20 August: Hilary and I walked down to Churchill’s War Room for a commemoration of the 70th Anniversary of the Battle of Britain.  It was quite moving to hear Churchill’s “the Few” few speech while standing a stone’s throw from Parliament, surrounded by WWII vets along with their children and grandchildren.  After the speech there was a flyover by a Spitfire and a Hurricane, two of the aircraft instrumental in the Battle of Britain and WWII generally.

After we came back, we went by Argos and I purchased my replacement camera.  Argos is also interesting because it’s like a modern version of an old-school Sears and Roebuck.  You walk into the store and all there are basically only two things: rows of catalogues and cashiers.  You look through the catalogue, write down the SKU number, give that and your money to the cashier, wait, and the cashier brings you your product.

After we had my new camera home and charging, we went over to the British Museum to look around for a few minutes.  I’ll definitely want to go back so I can actually take some pictures, plus I’d really like to be able to spend a little more time on the individual exhibits (we came shortly before closing).  Fortunately the museum receives public funds, so it’s open, free of charge, to any and all.  I’ll reserve further comment for a dedicated note to the museum, but I will say that no one appropriates and preserves the cultural treasures of other nations like the British!

21 August: Today was shopping day.  First, we took the Tube over to Harrod’s.  If there exists the Platonic form of the high-end department store, it’s Harrod’s.  They have over 300 departments and here is a small sample of the things you can buy: clothes, electronics, pets of all kinds, gold bars, fossils, antique maps, furniture, toys, cars, houses, yachts, platinum cellular phones, foods stuffs from all over the world, art, books, plants, toys, jewelry, perfume and most importantly… freshly made Krispy Kreme doughnuts.  Further, if they don’t have an item you’re looking for at the store, the item CAN be bought somewhere in the world and it’s legal to sell it in the UK, they’ll find it and sell it to you… for a price.
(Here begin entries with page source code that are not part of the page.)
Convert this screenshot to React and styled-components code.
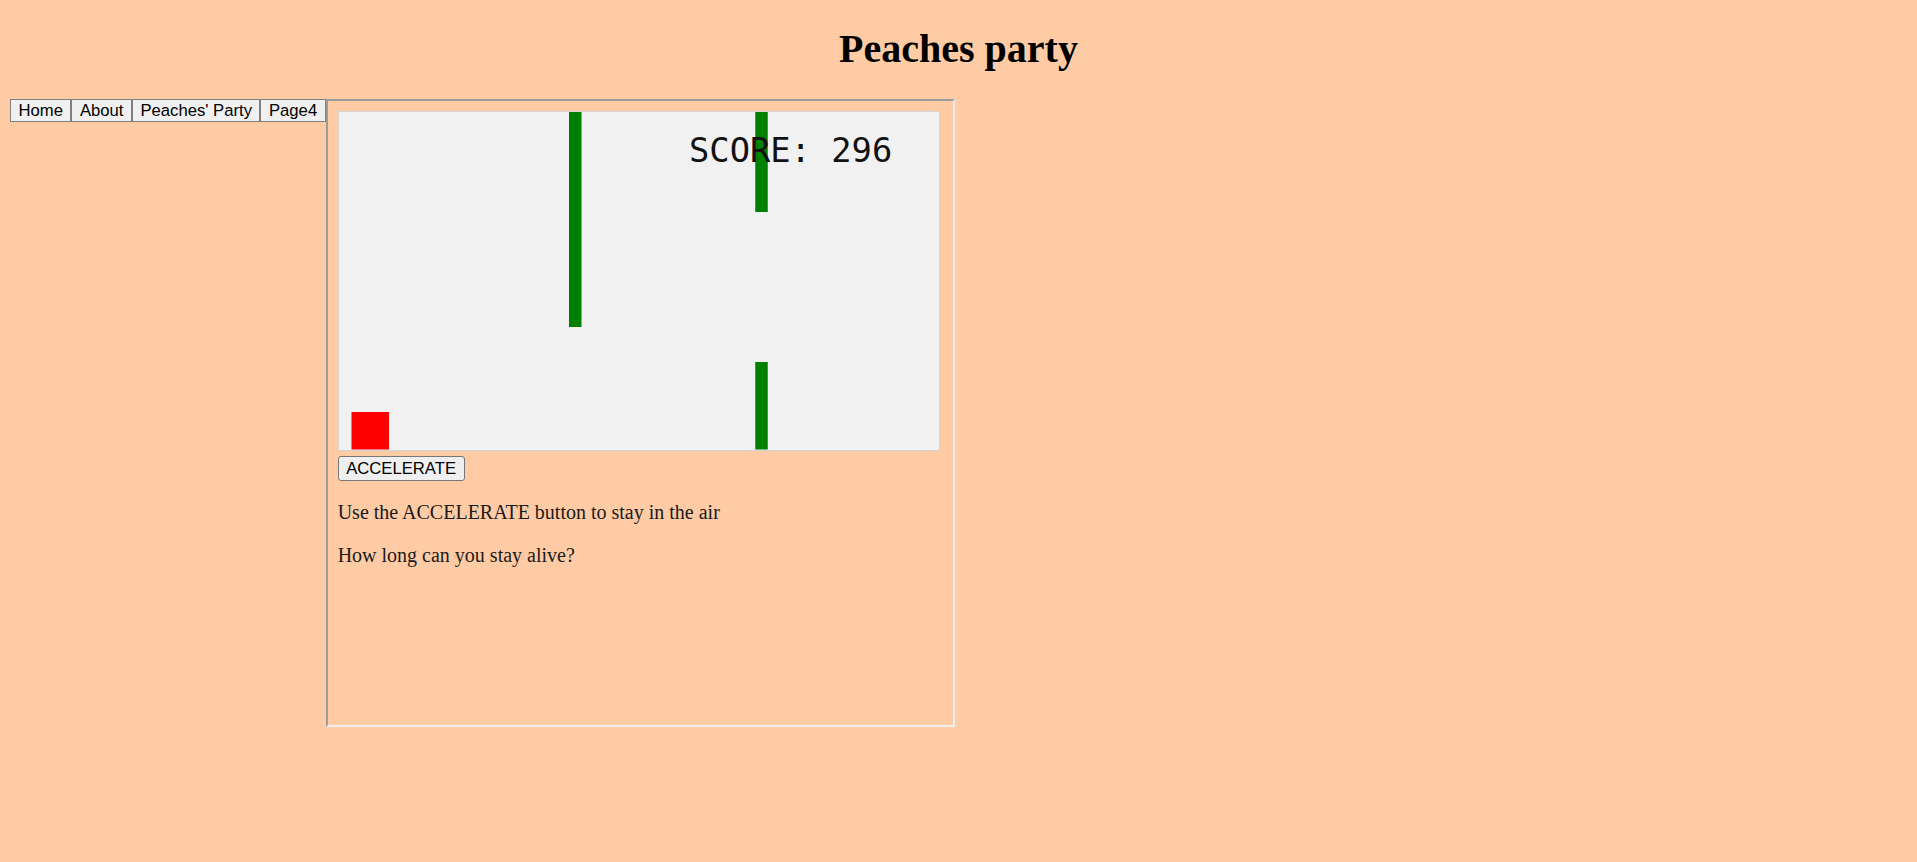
import React from 'react';
import styled, { createGlobalStyle } from 'styled-components';

const GlobalStyle = createGlobalStyle`
  html, body {
    margin: 0;
    padding: 0;
    background: #ffcba4;
  }

  body {
    font-family: "Liberation Serif", "Times New Roman", serif;
    color: #000;
  }
`;

const Page = styled.div`
  padding: 0 10px;
  min-height: 862px;
  box-sizing: border-box;
  overflow: hidden;
`;

const Title = styled.h1`
  margin: 26px 0 27px;
  font-size: 40px;
  line-height: 46px;
  font-weight: bold;
  text-align: center;
`;

const Layout = styled.div`
  display: flex;
  align-items: flex-start;
`;

const Nav = styled.nav`
  display: flex;
`;

const NavButton = styled.button`
  margin: 0;
  padding: 1px 7.5px;
  border: 1px solid #7f7f7f;
  border-radius: 0;
  background: #f0f0f0;
  color: #000;
  font-family: "Liberation Sans", Arial, sans-serif;
  font-size: 16.67px;
  line-height: 19px;
  cursor: pointer;
`;

const Panel = styled.main`
  box-sizing: border-box;
  width: 629px;
  height: 628px;
  padding: 10px;
  border: 2px solid;
  border-color: #9c9c9c #eeeeee #eeeeee #9c9c9c;
`;

const GameBoard = styled.div`
  width: 600px;
  height: 337.5px;
  border: 1px solid #d3d3d3;
  background: #f1f1f1;

  svg {
    display: block;
  }
`;

const ActionButton = styled.button`
  display: block;
  margin: 5px 0 0;
  padding: 1px 7.5px;
  border: 1px solid #767676;
  border-radius: 3px;
  background: #efefef;
  color: #000;
  font-family: "Liberation Sans", Arial, sans-serif;
  font-size: 16.67px;
  line-height: 21.5px;
  cursor: pointer;
`;

const Text = styled.p`
  margin: 20px 0;
  font-size: 20px;
  line-height: 23px;
  color: #1a1a1a;
`;

const obstacles = [
  { x: 184, y: 0, h: 172 },
  { x: 333, y: 0, h: 80 },
  { x: 333, y: 200, h: 70 },
];

const navItems = ['Home', 'About', "Peaches' Party", 'Page4'];

const Game = ({ score }) => (
  <GameBoard>
    <svg width="600" height="337.5" viewBox="0 0 480 270">
      {obstacles.map((o, i) => (
        <rect key={i} x={o.x} y={o.y} width="10" height={o.h} fill="#008000" />
      ))}
      <text
        x="280"
        y="40"
        fill="#111"
        fontFamily="'DejaVu Sans Mono', monospace"
        fontSize="27"
      >
        SCORE: {score}
      </text>
      <rect x="10" y="240" width="30" height="30" fill="#ff0000" />
    </svg>
  </GameBoard>
);

const App = () => {
  return (
    <Page>
      <GlobalStyle />
      <Title>Peaches party</Title>
      <Layout>
        <Nav>
          {navItems.map(item => (
            <NavButton key={item}>{item}</NavButton>
          ))}
        </Nav>
        <Panel>
          <Game score={296} />
          <ActionButton>ACCELERATE</ActionButton>
          <Text>Use the ACCELERATE button to stay in the air</Text>
          <Text>How long can you stay alive?</Text>
        </Panel>
      </Layout>
    </Page>
  );
};

export default App;
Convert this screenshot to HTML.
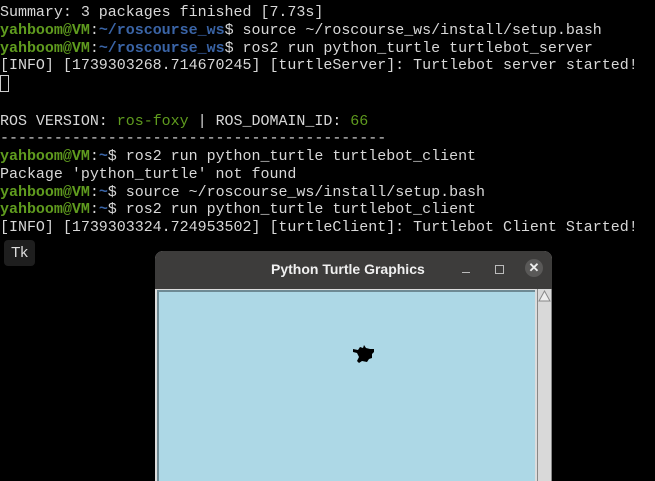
<!DOCTYPE html>
<html><head><style>
html,body{margin:0;width:655px;height:481px;background:#000;overflow:hidden;}
body{position:relative;font-family:"Liberation Mono",monospace;}
.t{position:absolute;left:0;top:4px;font-size:15px;line-height:17.75px;color:#d8d8d8;white-space:pre;letter-spacing:-0.02px}
.g{color:#5f9b1e;font-weight:bold}
.b{color:#3a64a6;font-weight:bold}
.gn{color:#5f9b1e}
.cur{display:inline-block;width:7px;height:15px;border:1px solid #ccc;vertical-align:-3px}
.tk{position:absolute;left:4px;top:240px;width:31px;height:26px;background:#1e1e1e;border-radius:4px;color:#ddd;font-family:"Liberation Sans",sans-serif;font-size:15px;line-height:26px;text-align:center}
.win{position:absolute;left:155px;top:251px;width:397px;height:230px;background:#dcdcdc;border-radius:8px 8px 0 0;overflow:hidden}
.tb{height:38px;background:#3d3c3b;position:relative}
.title{position:absolute;left:116px;top:10px;color:#f0f0f0;font-family:"Liberation Sans",sans-serif;font-weight:bold;font-size:14px}
.cv{position:absolute;left:2px;top:39px;width:376px;height:200px;background:#add8e6;border-top:2px solid #6e8a94;border-left:2px solid #6e8a94}
.sb{position:absolute;left:382px;top:38px;width:13px;height:200px;background:#d9d9d9;border-left:1px solid #888;border-right:1px solid #888}
</style></head><body>
<div class="t">Summary: 3 packages finished [7.73s]
<span class="g">yahboom@VM</span>:<span class="b">~/roscourse_ws</span>$ source ~/roscourse_ws/install/setup.bash
<span class="g">yahboom@VM</span>:<span class="b">~/roscourse_ws</span>$ ros2 run python_turtle turtlebot_server
[INFO] [1739303268.714670245] [turtleServer]: Turtlebot server started!
<span class="cur"></span>

ROS VERSION: <span class="gn">ros-foxy</span> | ROS_DOMAIN_ID: <span class="gn">66</span>
-------------------------------------------
<span class="g">yahboom@VM</span>:<span class="b">~</span>$ ros2 run python_turtle turtlebot_client
Package 'python_turtle' not found
<span class="g">yahboom@VM</span>:<span class="b">~</span>$ source ~/roscourse_ws/install/setup.bash
<span class="g">yahboom@VM</span>:<span class="b">~</span>$ ros2 run python_turtle turtlebot_client
[INFO] [1739303324.724953502] [turtleClient]: Turtlebot Client Started!</div>
<div class="tk">Tk</div>
<div class="win">
 <div class="tb">
  <div class="title">Python Turtle Graphics</div>
  <div style="position:absolute;left:307px;top:21px;width:8px;height:1px;background:#bbb"></div>
  <div style="position:absolute;left:340px;top:14px;width:7px;height:7px;border:1px solid #bbb"></div>
  <div style="position:absolute;left:370px;top:8px;width:18px;height:18px;border-radius:50%;background:#5a5958;color:#eee;font:bold 13px/18px 'Liberation Sans',sans-serif;text-align:center">✕</div>
 </div>
 <div class="cv">
  <svg style="position:absolute;left:192px;top:52px" width="26" height="22" viewBox="0 0 26 22"><path d="M2 5 L7 6 L9 3 L12 4 L13 1 L15 4 L19 5 L23 5 L23 8 L21 10 L21 14 L18 15 L16 18 L11 17 L8 19 L6 17 L8 13 L6 9 L2 8Z" fill="#000"/></svg>
 </div>
 <div class="sb"><svg width="13" height="14"><path d="M1 12 L6.5 2 L12 12Z" fill="#eee" stroke="#888"/></svg></div>
</div>
</body></html>
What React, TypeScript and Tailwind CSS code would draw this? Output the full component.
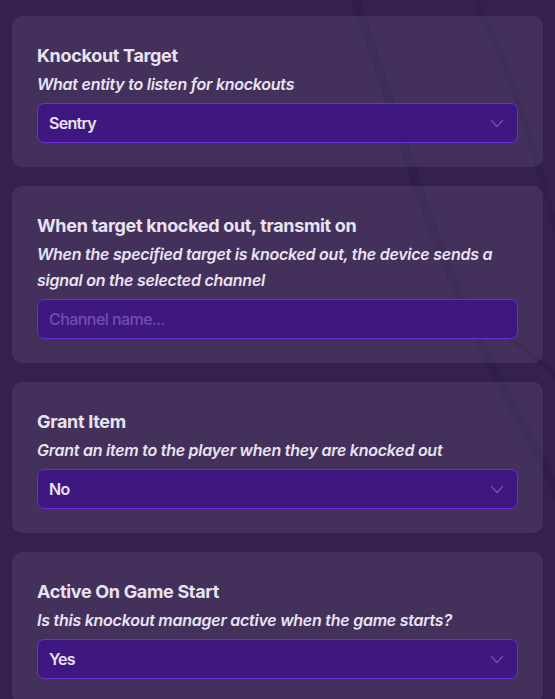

We also wandered down Oxford St and eventually made our way to Primark.  If Harrod’s is the Platonic form of a high-end department store, then Primark is the Platonic form of the low cost ValueMart.  I have never…in my life…which includes 10yrs of working retail and many Black Fridays…seen ANY place…as crowded with people and goods as I did at Primark on a normal Saturday afternoon.  Even the busiest Walmart on the morning after Thanksgiving, doesn’t compare.  It was absolutely insane.  I may go back at some point during the week because they are MUCH cheaper than anything nearby, but wild horses couldn’t drag me back there on a weekend again.

Tip VII: H&M and Marks and Spencers are good of reasonably price, reasonable quality clothing.  Primark is good for VERY cheap clothing with a fair to middlin’ chance of not falling apart before it’s time to return to the states.  Also as you may have gathered from my post if you go to Primark, go during the week preferably after 18:00.

Overall the first week was amazing.  Classes are going well.  I love the city, the program, and the people I’m studying with.  I can’t wait to see what week two holds.